Gays have any number of shows where a prominent character is gay. The writers of many of these shows aren’t gay, but they made an effort to write a sympathetic gay character and make them a part of the show. And that is something I’d like to see done in any US show, be it a comedy or a paranormal show. Hell, I’d even watch a cop show if they gave me a character that didn’t come off as a walking cliché, and I HATE cop shows. I just want a trans character in the US mainstream culture written by someone who isn’t trans that makes me feel excited to watch because at long last, there’s someone in the regular cast who I identify with.
And yes, I realize that it’s a long shot finding this in a US TV show right now, when the vast majority of shows are written by men, and when diversity in writing staffs are at an all-time low. Which is one reason I usually don’t bring this up. But Julia’s post about Community reminded of what it feels like to have a special connection to a character.
And, oddly enough, that’s why I got so excited about Teen Wolf. Which may sound odd, but there’s a scene in episode two when Stiles tells Scott that he has to draw back from others and be careful because of his newly acquired lycanthropy, and Scott lashes out and says, “This is finally my chance to have a normal life! I just want to be freaking normal!” And from that moment, I was hooked on Scott, because that’s all I’ve wanted my whole life.
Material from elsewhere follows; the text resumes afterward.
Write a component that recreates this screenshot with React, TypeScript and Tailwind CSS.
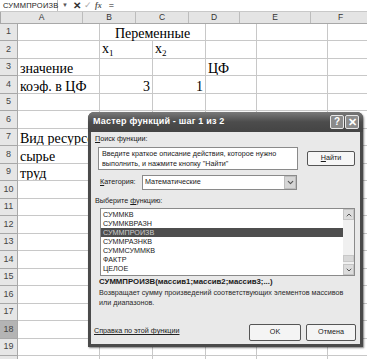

Which brings me to Abed for my close. Here’s a character who demystifies autism and makes it approachable and understandable. He shows up in episode after episode, and people see he’s not really so strange. It normalizes him, and in doing so, it makes autism okay in people’s minds without beating them over the head about tolerance. It moves people past mere tolerance of autism and into acceptance, which is way more important. Tolerance is saying, “I don’t like you or what’s wrong with you, but I won’t hurt you for being this way.” But it also means they won’t bother making an effort to learn more, or to make others with the same condition feel comfortable.
I can’t ever feel normal, not when I see stories about a trans child in Germany institutionalized because her father doesn’t approve of her gender, and the courts agree and ignore EU human rights laws to lock her away. I can’t feel normal when CeCe McDonald is attacked by people trying to kill her, and then is imprisoned in a men’s facility for three years for defending her life. I can’t feel normal when the only show to feature trans characters is a half assed slapstick skit comedy about men cross-dressing to take women’s jobs. I can’t feel normal when every documentary or reality show about us is focused so tightly on our genitals or our awkward transitions, and whether or not we’re having “the surgery.” Some of us don’t get or even want the surgery, and people shouldn’t obsess over what’s in our pants. And right now, that’s the only message the media puts out: “Trannies: What’s in their panties?!?! SO WEIRD!!!” FEH!
I want to feel normal, and to have a freaking normal life. It’s not good enough that I write a story about someone like me. I want someone who isn’t trans to write a character who, like Abed, convinces me that someone out there gets us, and I want to feel like a part of a show’s fan community because someone shares my problems, my hopes, and my condition.
It’s a tall order, but I want to hope that I will see such a character in my lifetime, and not just because it would help other people see us as normal. I want it because some kid growing up feeling alone and confused about themselves could watch the same show and realize, Oh wow, there’s nothing wrong with me. I AM normal. I want someone in TV Land to give our kids something I could never have: a place to belong in their fantasy world.
Is that so much to ask? Characters like Abed Nadir make me believe it is not.